Vor zwei Jahren schrieb ich über Azis, da ein Lied von ihm in einer New York Times Liste vorkam mit dem Titel “Wohin entwickelt sich die Musik?”. Damals meinte ein Landsmann von mir in einer Facebook-Gruppe der Bulgaren in Österreich: “Heute hat ein bulgarischer Vollidiot Azis im österreichischen Radio FM4 gespielt. Ich bin 1500 Kilometer geflüchtet, um dieser Zigeunerkacke zu entkommen, doch sie verfolgt mich!” Ich glaube, dass das einzige, wovon dieser Landsmann verfolgt wird, der Hass ist.

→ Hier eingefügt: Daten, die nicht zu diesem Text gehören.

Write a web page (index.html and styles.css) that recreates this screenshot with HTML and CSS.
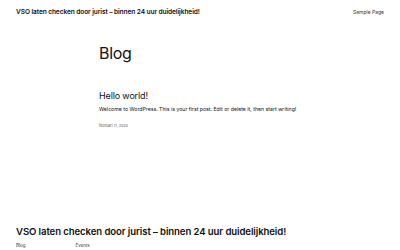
FILE: index.html
```html
<!DOCTYPE html>
<html lang="nl">
<head>
<meta charset="utf-8">
<title>Blog</title>
<link rel="stylesheet" href="styles.css">
</head>
<body>
<header class="site-header">
  <a class="site-title" href="#">VSO laten checken door jurist – binnen 24 uur duidelijkheid!</a>
  <nav class="site-nav"><a href="#">Sample Page</a></nav>
</header>
<main class="content">
  <h1 class="page-title">Blog</h1>
  <article class="post">
    <h2 class="post-title"><a href="#">Hello world!</a></h2>
    <p class="post-excerpt">Welcome to WordPress. This is your first post. Edit or delete it, then start writing!</p>
    <p class="post-date">februari 11, 2026</p>
  </article>
</main>
<footer class="site-footer">
  <h2 class="footer-title">VSO laten checken door jurist – binnen 24 uur duidelijkheid!</h2>
  <nav class="footer-nav">
    <a href="#">Blog</a>
    <a href="#">Events</a>
  </nav>
</footer>
</body>
</html>
```
FILE: styles.css
```css
* { box-sizing: border-box; }
html, body { margin: 0; padding: 0; }
body {
  background: #fff;
  color: #111;
  font-family: Inter, "Noto Sans", sans-serif;
  width: 400px;
}
a { color: #111; text-decoration: none; }
.site-header {
  display: flex;
  justify-content: space-between;
  align-items: center;
  padding: 6px 16px 0 16px;
  height: 17px;
}
.site-title {
  font-size: 6.6px;
  font-weight: 600;
  letter-spacing: -0.1px;
}
.site-nav {
  font-size: 5px;
}
.site-nav a { color: #333; }
.content {
  padding: 0 99px;
}
.page-title {
  font-size: 16px;
  font-weight: 400;
  margin: 26px 0 0 0;
  line-height: 20px;
  letter-spacing: -0.3px;
}
.post { margin-top: 27px; }
.post-title {
  font-size: 9px;
  font-weight: 400;
  margin: 0;
  line-height: 11px;
  letter-spacing: -0.15px;
}
.post-excerpt {
  font-size: 5.2px;
  margin: 5px 0 0 0;
  line-height: 6px;
  color: #111;
}
.post-date {
  font-size: 3.7px;
  color: #555;
  margin: 11px 0 0 0;
  line-height: 5px;
}
.site-footer {
  padding: 97px 16px 0 16px;
}
.footer-title {
  font-size: 9.6px;
  font-weight: 600;
  margin: 0;
  line-height: 13px;
  letter-spacing: -0.1px;
}
.footer-nav {
  display: flex;
  gap: 50px;
  font-size: 4.5px;
  margin-top: 5px;
}
.footer-nav a { color: #333; }
```
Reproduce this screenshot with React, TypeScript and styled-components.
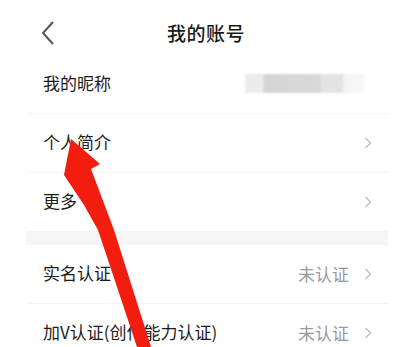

Das neue Video von Azis „Pozna li me?“ („Hast du mich erkannt?“) stellt überraschend viele soziale Fragen. Das Lied ist im typischen Ethnorock- oder Popfolk-Stil gehalten und Azis tritt darin als Verteidiger von allen auf, die die bulgarische und die balkanische Gesellschaft als „anders“ und „verworfen“ abstempelt.

Im Video spielt auch die berühmte bulgarische Schauspielerin Tzvetana Maneva mit. Maneva ist bekannt durch unzählige Rollen im Kino und im Theater – von Medea durch Ibsens Nora bis Lorcas Yerma. Man assoziert ihr Gesicht nicht mit der leichten Tschalga, sondern mit der hohen Kunst. Sie taucht aber trotzdem im Video von Azis auf und hält einen kurzen Monolog, wo sie die Frage stellt, warum wir die Menschen hassen, die „anders“ sind. Die 74-jährige Schauspielerin wurde sofort beschuldigt, dass sie nur des Geldes wegen im Video von Azis mitspielt. Niemand konnte sich vorstellen, dass sie einfach eine ältere Dame ist, die sich gegen den Hass in der Gesellschaft stellt.

Vielleicht nutzt Azis seine Popularität, um sein Publikum zu ändern. Je mehr Leute sich diese Fragen stellen, desto leichter wird es, den Hass zu überwinden und toleranter zu werden. Deshalb kommt Azis jetzt ein zweites Mal im österreichischen Radio FM4 vor. Diesmal aber nicht nur als Musikphänomen, sondern als eine soziale Erscheinung, die gegen Dummheit und Hass kämpft.